I have a diploma in Latin from the University of Letran, which is quite clear, except for the last lines
"Honoribus juribus privilegiis augetur auctusque publico hoc Diplomate declaratus"
Is it something like:
The graduate has been awarded a doctorate, and it is given with honors, rights, privileges in a public ceremony ..... to his graduate?

Any help will be greatly appreciated.


----------



## exgerman

He is made greater in honors, rights and privileges, and declared to be so augmented by this public diploma.


----------



## voltape

Du hast recht! Danke, Exgerman -  It had to be so - I should have noticed it.


----------



## exgerman

Rethinking; it's probably _and publicly declared to be so augmented by this diploma_.


----------



## Glenfarclas

exgerman said:


> Rethinking; it's probably _and publicly declared to be so augmented by this diploma_.
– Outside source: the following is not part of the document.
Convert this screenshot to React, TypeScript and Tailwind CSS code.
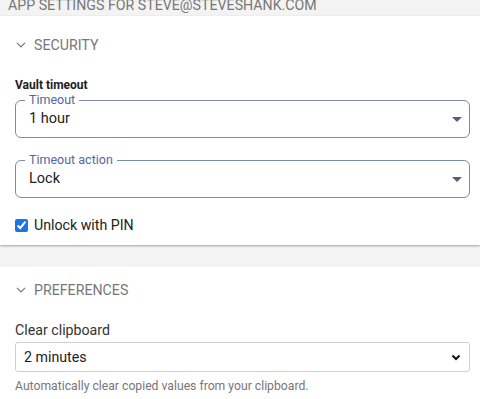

That would be _publice_.  "Diploma" is neuter, so "publico" agrees with it in the ablative.


----------



## exgerman

Glenfarclas said:


> That would be _publice_.  "Diploma" is neuter, so "publico" agrees with it in the ablative.


Right. I should never re-think.


----------



## Eqmeliten

He/she is endowed with honors, rights and privileges, and with this public diploma is declared to be so endowed.


----------